On this day in 1938, the government of the Third Reich allocated all Russian imperial property in Germany to the Russian Church Abroad.
In October 1935, the ROCOR Council of Bishops approved the Regulations on the Orthodox Diocese of Berlin and Germany drafted by the Ministry of Church Affairs of the Third Reich. These “Regulations” made the following stipulations: consent of the Reich Government when appointing the head of the Diocese; consent of local government agencies when appointing a “foreign or stateless” priest to a parish, which applied to almost all ROCOR clergy in Germany, as well as when a bishop appointed members of the diocesan council and when new parishes were formed or received into the diocese. State control was established over the disbursement of government subsidies. Nevertheless, obtaining such a legal status at all was a big achievement for a Russian refugee church, and this law remained intact as justice was restored in the postwar West Germany.
In 1938, as a consequence of giving the Russian Church Abroad corporative rights in 1935Reich Chancellor Adolf Hitler signed a Law on the Landholdings of the Russian Orthodox Church in Germany, according to which “the state, represented by the Minister of Church Affairs, received the right to dispose of Russian church property in the country and in the territories annexed to it.” On the basis of this law, the German state transferred all the pre-Revolutionary property of the Russian Orthodox Church in Germany to the Russian Orthodox Church Abroad, except for the church in Dresden, and on May 5, 1939, the Law on Landholdings of the Russian Orthodox Church in Germany was extended to Dresden and the Sudetenland, newly annexed to the Third Reich.

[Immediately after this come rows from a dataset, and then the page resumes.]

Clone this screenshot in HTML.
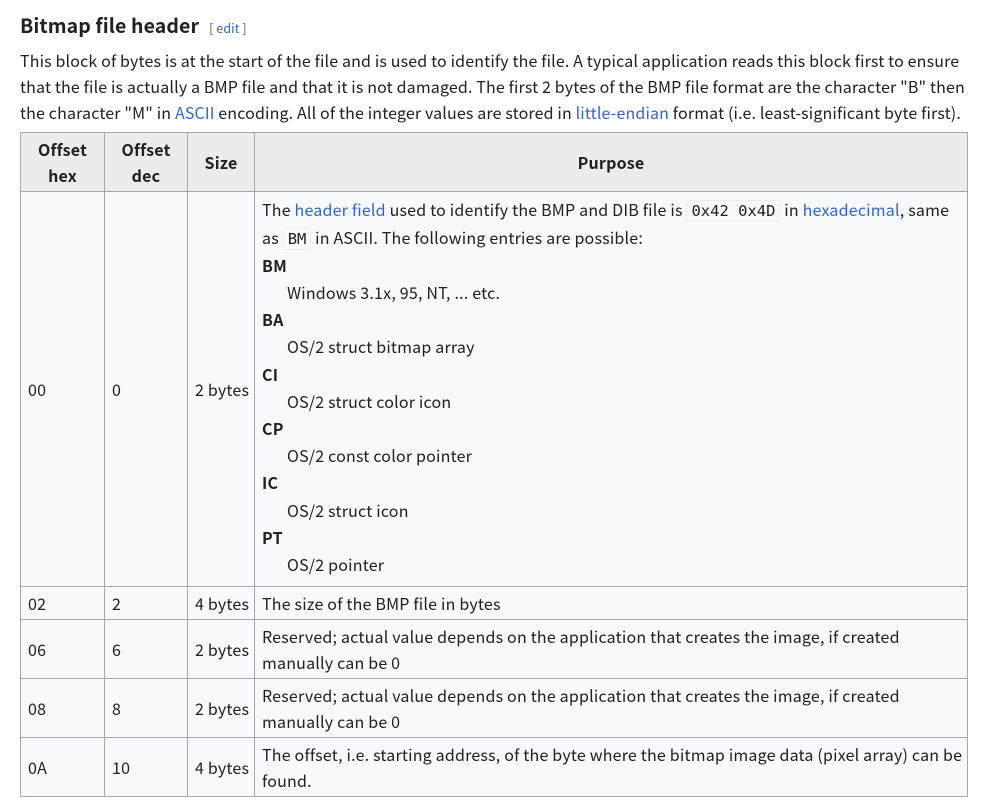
<!DOCTYPE html>
<html><head><meta charset="utf-8">
<style>
body{margin:0;background:#fff;color:#202122;font-family:"Noto Sans CJK SC","Liberation Sans",sans-serif;font-size:16px;letter-spacing:0.2px;}
.wrap{position:absolute;left:20px;top:0;width:948px;}
h3{margin:0;position:absolute;top:10px;left:0;font-size:19.5px;font-weight:700;line-height:30px;letter-spacing:0.1px;}
h3 .ed{font-size:12.5px;font-weight:400;color:#54595d;margin-left:10px;}
h3 .ed a{color:#3366cc;}
a{color:#3366cc;text-decoration:none;}
p{position:absolute;top:47px;left:0;margin:0;line-height:26px;width:960px;white-space:nowrap;letter-spacing:0.15px;}
table{position:absolute;top:132px;left:0;border-collapse:collapse;background:#f8f9fa;width:948px;line-height:26px;table-layout:fixed;}
th,td{border:1px solid #a2a9b1;padding:3px 7px;vertical-align:middle;text-align:left;}
td:nth-child(3){white-space:nowrap;}
td.nw{white-space:nowrap;overflow:hidden;}
th{background:#eaecf0;text-align:center;font-weight:700;}
code{font-family:"DejaVu Sans Mono","Liberation Mono",monospace;font-size:15.5px;letter-spacing:0;background:#f8f9fa;border:1px solid #eaecf0;border-radius:2px;padding:1px 4px;}
dl{margin:0;line-height:27.2px;}
dt{font-weight:700;}
dd{margin-left:25px;}
</style></head><body>
<div class="wrap">
<h3>Bitmap file header<span class="ed">[ <a>edit</a> ]</span></h3>
<p>This block of bytes is at the start of the file and is used to identify the file. A typical application reads this block first to ensure<br>that the file is actually a BMP file and that it is not damaged. The first 2 bytes of the BMP file format are the character "B" then<br>the character "M" in <a>ASCII</a> encoding. All of the integer values are stored in <a>little-endian</a> format (i.e. least-significant byte first).</p>
<table>
<colgroup><col style="width:84px"><col style="width:83px"><col style="width:67px"><col></colgroup>
<tr style="height:59px"><th>Offset hex</th><th>Offset dec</th><th>Size</th><th>Purpose</th></tr>
<tr style="height:395px"><td>00</td><td>0</td><td>2 bytes</td><td style="padding-top:2px;padding-bottom:6px">The <a>header field</a> used to identify the BMP and DIB file is <code>0x42 0x4D</code> in <a>hexadecimal</a>, same as <code>BM</code> in ASCII. The following entries are possible:
<dl><dt>BM</dt><dd>Windows 3.1x, 95, NT, ... etc.</dd><dt>BA</dt><dd>OS/2 struct bitmap array</dd><dt>CI</dt><dd>OS/2 struct color icon</dd><dt>CP</dt><dd>OS/2 const color pointer</dd><dt>IC</dt><dd>OS/2 struct icon</dd><dt>PT</dt><dd>OS/2 pointer</dd></dl></td></tr>
<tr style="height:33px"><td>02</td><td>2</td><td>4 bytes</td><td>The size of the BMP file in bytes</td></tr>
<tr style="height:58px"><td>06</td><td>6</td><td>2 bytes</td><td class="nw">Reserved; actual value depends on the application that creates the image, if created<br>manually can be 0</td></tr>
<tr style="height:59px"><td>08</td><td>8</td><td>2 bytes</td><td class="nw">Reserved; actual value depends on the application that creates the image, if created<br>manually can be 0</td></tr>
<tr style="height:58px"><td>0A</td><td>10</td><td>4 bytes</td><td class="nw">The offset, i.e. starting address, of the byte where the bitmap image data (pixel array) can be<br>found.</td></tr>
</table>
</div>
</body></html>
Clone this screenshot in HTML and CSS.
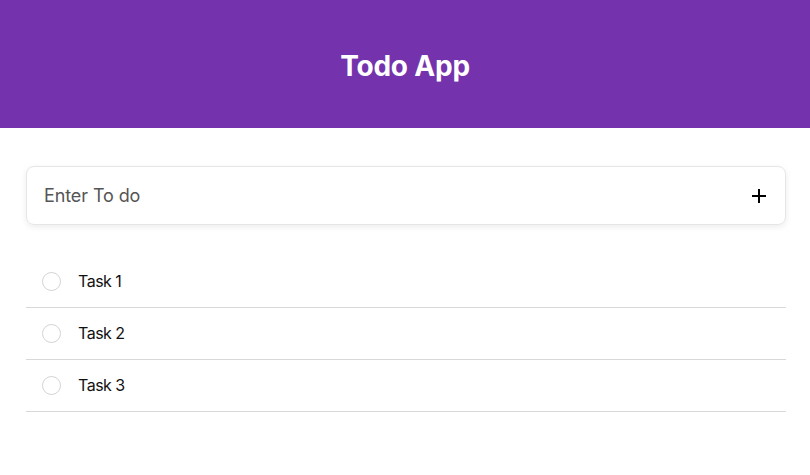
FILE: index.html
```html
<!DOCTYPE html>
<html>
<head>
<meta charset="utf-8">
<link rel="stylesheet" href="styles.css">
</head>
<body>
<header class="header"><h1 class="title">Todo App</h1></header>
<main class="content">
  <form class="add-form">
    <input class="add-input" type="text" placeholder="Enter To do">
    <button class="add-btn" type="button" aria-label="Add">
      <svg width="16" height="16" viewBox="0 0 16 16"><path d="M8 1v14M1 8h14" stroke="#000" stroke-width="2"/></svg>
    </button>
  </form>
  <ul class="list">
    <li class="item"><span class="check"></span><span class="label">Task 1</span></li>
    <li class="item"><span class="check"></span><span class="label">Task 2</span></li>
    <li class="item"><span class="check"></span><span class="label">Task 3</span></li>
  </ul>
</main>
</body>
</html>
```
FILE: styles.css
```css
* { box-sizing: border-box; }
body { margin: 0; font-family: Inter, "Noto Sans", sans-serif; background: #fff; }
.header { background: #7432ad; height: 128px; display: flex; align-items: center; justify-content: center; padding-top: 3px; }
.title { margin: 0; color: #fff; font-size: 28px; font-weight: 700; line-height: 1; letter-spacing: -0.2px; }
.content { padding: 38px 24px 0 26px; }
.add-form { display: flex; align-items: center; height: 59px; border: 1px solid #e6e6e6; border-radius: 8px; box-shadow: 0 2px 6px rgba(0,0,0,0.08); padding: 0 18px 0 17px; }
.add-input { flex: 1; border: none; outline: none; font-family: inherit; font-size: 18px; color: #333; background: transparent; padding: 0; letter-spacing: -0.1px; }
.add-input::placeholder { color: #555; }
.add-btn { border: none; background: none; padding: 0; display: flex; cursor: pointer; }
.list { list-style: none; margin: 31px 0 0; padding: 0; }
.item { display: flex; align-items: center; height: 52px; border-bottom: 1px solid #d8d8d8; padding-left: 16px; padding-bottom: 1px; }
.check { width: 19px; height: 19px; border: 1px solid #d4d4d4; border-radius: 50%; margin-right: 17px; }
.label { font-size: 16px; color: #111; letter-spacing: -0.5px; }
```
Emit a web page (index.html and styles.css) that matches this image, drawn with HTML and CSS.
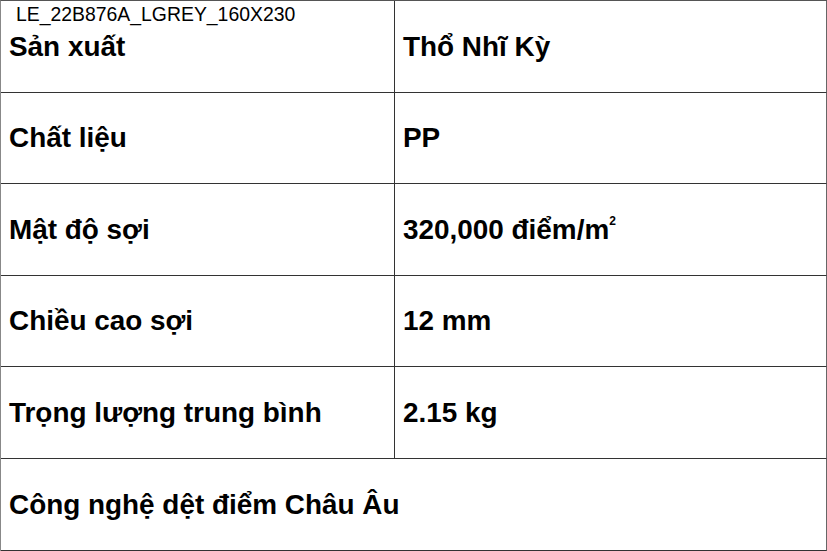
FILE: index.html
```html
<!DOCTYPE html>
<html lang="vi">
<head>
<meta charset="utf-8">
<link rel="stylesheet" href="styles.css">
</head>
<body>
<div class="spec">
  <div class="cell r1 first">
    <span class="code">LE_22B876A_LGREY_160X230</span>
    <span class="txt">Sản xuất</span>
  </div>
  <div class="cell r1 right"><span class="txt">Thổ Nhĩ Kỳ</span></div>
  <div class="cell r2"><span class="txt">Chất liệu</span></div>
  <div class="cell r2 right"><span class="txt">PP</span></div>
  <div class="cell r1"><span class="txt">Mật độ sợi</span></div>
  <div class="cell r1 right"><span class="txt">320,000 điểm/m<sup>2</sup></span></div>
  <div class="cell r2"><span class="txt">Chiều cao sợi</span></div>
  <div class="cell r2 right"><span class="txt">12 mm</span></div>
  <div class="cell r1"><span class="txt">Trọng lượng trung bình</span></div>
  <div class="cell r1 right"><span class="txt">2.15 kg</span></div>
  <div class="cell r1 wide"><span class="txt">Công nghệ dệt điểm Châu Âu</span></div>
</div>
</body>
</html>
```
FILE: styles.css
```css
html, body {
  margin: 0;
  padding: 0;
  background: #fff;
}
.spec {
  width: 827px;
  box-sizing: border-box;
  display: grid;
  grid-template-columns: 394px 432px;
  border-top: 1px solid #555;
  border-left: 1px solid #888;
  font-family: "Liberation Sans", Arial, sans-serif;
  color: #000;
}
.cell {
  position: relative;
  box-sizing: border-box;
  border-right: 1px solid #333;
  border-bottom: 1px solid #333;
  display: flex;
  align-items: center;
  padding: 0 0 0 8px;
}
.r1 { height: 92px; }
.r2 { height: 91px; }
.right { border-right-color: #666; }
.wide { grid-column: 1 / 3; border-right-color: #666; }
.txt {
  font-weight: bold;
  font-size: 27.9px;
  line-height: 30px;
}
.txt sup {
  font-size: 12px;
  vertical-align: 14px;
  line-height: 0;
}
.code {
  position: absolute;
  left: 15px;
  top: 2px;
  font-size: 19.4px;
  line-height: 22px;
}
```
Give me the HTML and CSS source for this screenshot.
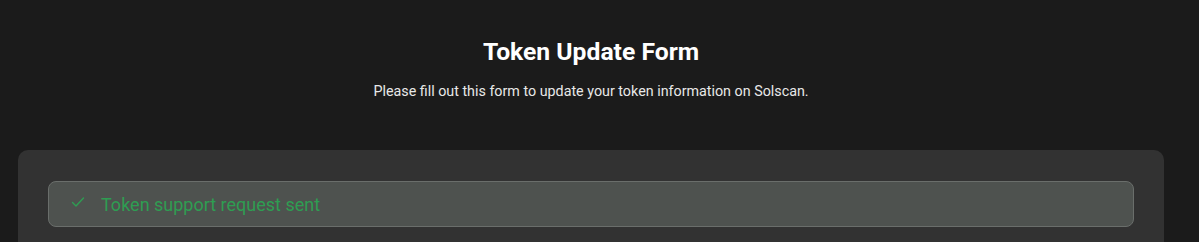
FILE: index.html
```html
<!DOCTYPE html>
<html>
<head>
<meta charset="utf-8">
<link rel="stylesheet" href="styles.css">
</head>
<body>
<div class="page">
  <header class="head">
    <h1 class="title">Token Update Form</h1>
    <p class="subtitle">Please fill out this form to update your token information on Solscan.</p>
  </header>
  <section class="card">
    <div class="alert">
      <svg class="check" width="14" height="14" viewBox="0 0 14 14"><path d="M1.5 7.5 L5 11 L12.5 3" fill="none" stroke="#2e9d52" stroke-width="1.4" stroke-linecap="round" stroke-linejoin="round"/></svg>
      <span class="alert-text">Token support request sent</span>
    </div>
  </section>
</div>
</body>
</html>
```
FILE: styles.css
```css
html, body {
  margin: 0;
  padding: 0;
  background: #1b1b1b;
  font-family: Roboto, "Liberation Sans", sans-serif;
  overflow: hidden;
}
.page {
  width: 1146px;
  margin-left: 18px;
}
.head {
  display: flex;
  flex-direction: column;
  align-items: center;
  padding-top: 36px;
}
.title {
  margin: 0;
  font-size: 24.7px;
  line-height: 32px;
  font-weight: 700;
  color: #ffffff;
}
.subtitle {
  margin: 13px 0 0;
  font-size: 14.3px;
  line-height: 20px;
  color: #e8e8e8;
}
.card {
  margin-top: 49px;
  background: #323232;
  border-radius: 10px;
  padding: 31px 30px 30px;
  min-height: 100px;
}
.alert {
  display: flex;
  align-items: center;
  height: 44px;
  padding: 0 22px;
  background: #4e524f;
  border: 1px solid #6a6e6b;
  border-radius: 8px;
}
.check {
  flex: none;
  margin-right: 16px;
  margin-top: -4px;
}
.alert-text {
  font-size: 18px;
  color: #2e9d52;
}
```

On the practical level, the 1938 law meant that the German property of the Russian Exarchate of the Ecumenical Patriarchate, under Metropolitan Evlogy in Paris, was confiscated. Because of this, Priest Manuel Essensky joined the Russian Church Abroad along with his parish in Leipzig; later, he became Bishop Constantine, and served in the ROCOR in Australia, Great Britain and the US. In 2014, his remains were transferred from Blanco, Texas, to the grounds of Holy Trinity Monastery in Jordanville, NY.
Source:
Monk Benjamin, Letopis’ tserkovnykh sobytii nachinaia s 1917 goda. [Timeline of Church Events Beginning with 1917] Part II: 1928-1938.